“It is best to eat everything at once and then let the teeth rest,” said dentist Ingrid Lundvall to news agency TT.
“We do not believe in a complete ban, of course one should indulge in a few Easter eggs. It is good to follow up with a brushing of the teeth though.”
It is hard for many to resist the lure of Easter candy and parents are faced with a challenge to limit the excess for their children. Many parents choose to mix up the chocolate with natural sweets such a raisins, nuts and fruit but these are little better for the teeth. For the rest of the body however natural sweets are preferable, nutritionists recommend.
Agneta Yngve, a dietitian at Karolinska Hospital in Solna advises parents to suggest alternative non-sugar alternatives as gifts at Easter. Cinema tickets, money or CDs could be suitable items, Ingve suggests.

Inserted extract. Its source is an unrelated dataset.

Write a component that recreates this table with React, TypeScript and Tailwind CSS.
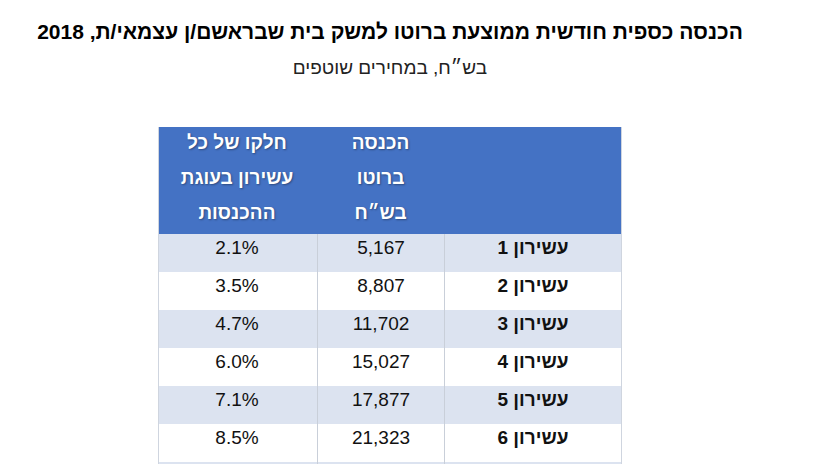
import React from "react"

const rows = [
  { decile: "עשירון 1", income: "5,167", share: "2.1%" },
  { decile: "עשירון 2", income: "8,807", share: "3.5%" },
  { decile: "עשירון 3", income: "11,702", share: "4.7%" },
  { decile: "עשירון 4", income: "15,027", share: "6.0%" },
  { decile: "עשירון 5", income: "17,877", share: "7.1%" },
  { decile: "עשירון 6", income: "21,323", share: "8.5%" },
  { decile: "עשירון 7", income: "25,321", share: "10.1%" },
]

export default function App() {
  return (
    <div className="w-[827px] h-[464px] overflow-hidden bg-white">
      <div dir="rtl" className="w-[780px] flex flex-col items-center pt-[18px]" style={{ fontFamily: '"Liberation Sans", "DejaVu Sans", sans-serif' }}>
        <h1 className="text-[21px] leading-[28px] font-bold text-black">
          הכנסה כספית חודשית ממוצעת ברוטו למשק בית שבראשם/ן עצמאי/ת, 2018
        </h1>
        <p className="mt-[10px] text-[19px] leading-[24px] text-[#222]">בש״ח, במחירים שוטפים</p>

        <div className="mt-[47px] w-[464px] border-x border-[#cfd5df]">
          <div className="grid grid-cols-[177px_127px_160px] bg-[#4472c4] h-[107px] text-white font-bold text-[19px] leading-[35px] [text-shadow:1px_1px_2px_rgba(0,0,0,0.35)]">
            <div></div>
            <div className="text-center -mt-[2px]">
              <div>הכנסה</div>
              <div>ברוטו</div>
              <div>בש״ח</div>
            </div>
            <div className="text-center -mt-[2px]">
              <div>חלקו של כל</div>
              <div>עשירון בעוגת</div>
              <div>ההכנסות</div>
            </div>
          </div>
          {rows.map((r, i) => (
            <div
              key={r.decile}
              className={`grid grid-cols-[177px_127px_160px] h-[38px] text-[19px] leading-[28px] text-[#111] ${i % 2 === 0 ? "bg-[#dce3f0]" : "bg-white"}`}
            >
              <div className="text-center font-bold border-l border-[#c9cfd9]">{r.decile}</div>
              <div className="text-center border-l border-[#c9cfd9]">{r.income}</div>
              <div className="text-center">{r.share}</div>
            </div>
          ))}
        </div>
      </div>
    </div>
  )
}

Candy manufacturers welcome the Easter holiday and Karamellkungen MD Morgan Christoffersson explained to TT:
“We double our workforce in stores during the Easter week, office staff often muck in to help out in the rush.”
Easter stands for a fifth of Karamellkungen’s annual 700 kronor ($115 million) turnover. Christoffersson states that the firm has no plans to manufacture healthier varieties of sweets.
“You don’t buy candy to be healthy but because it tastes good. We try not to be health-conscious.”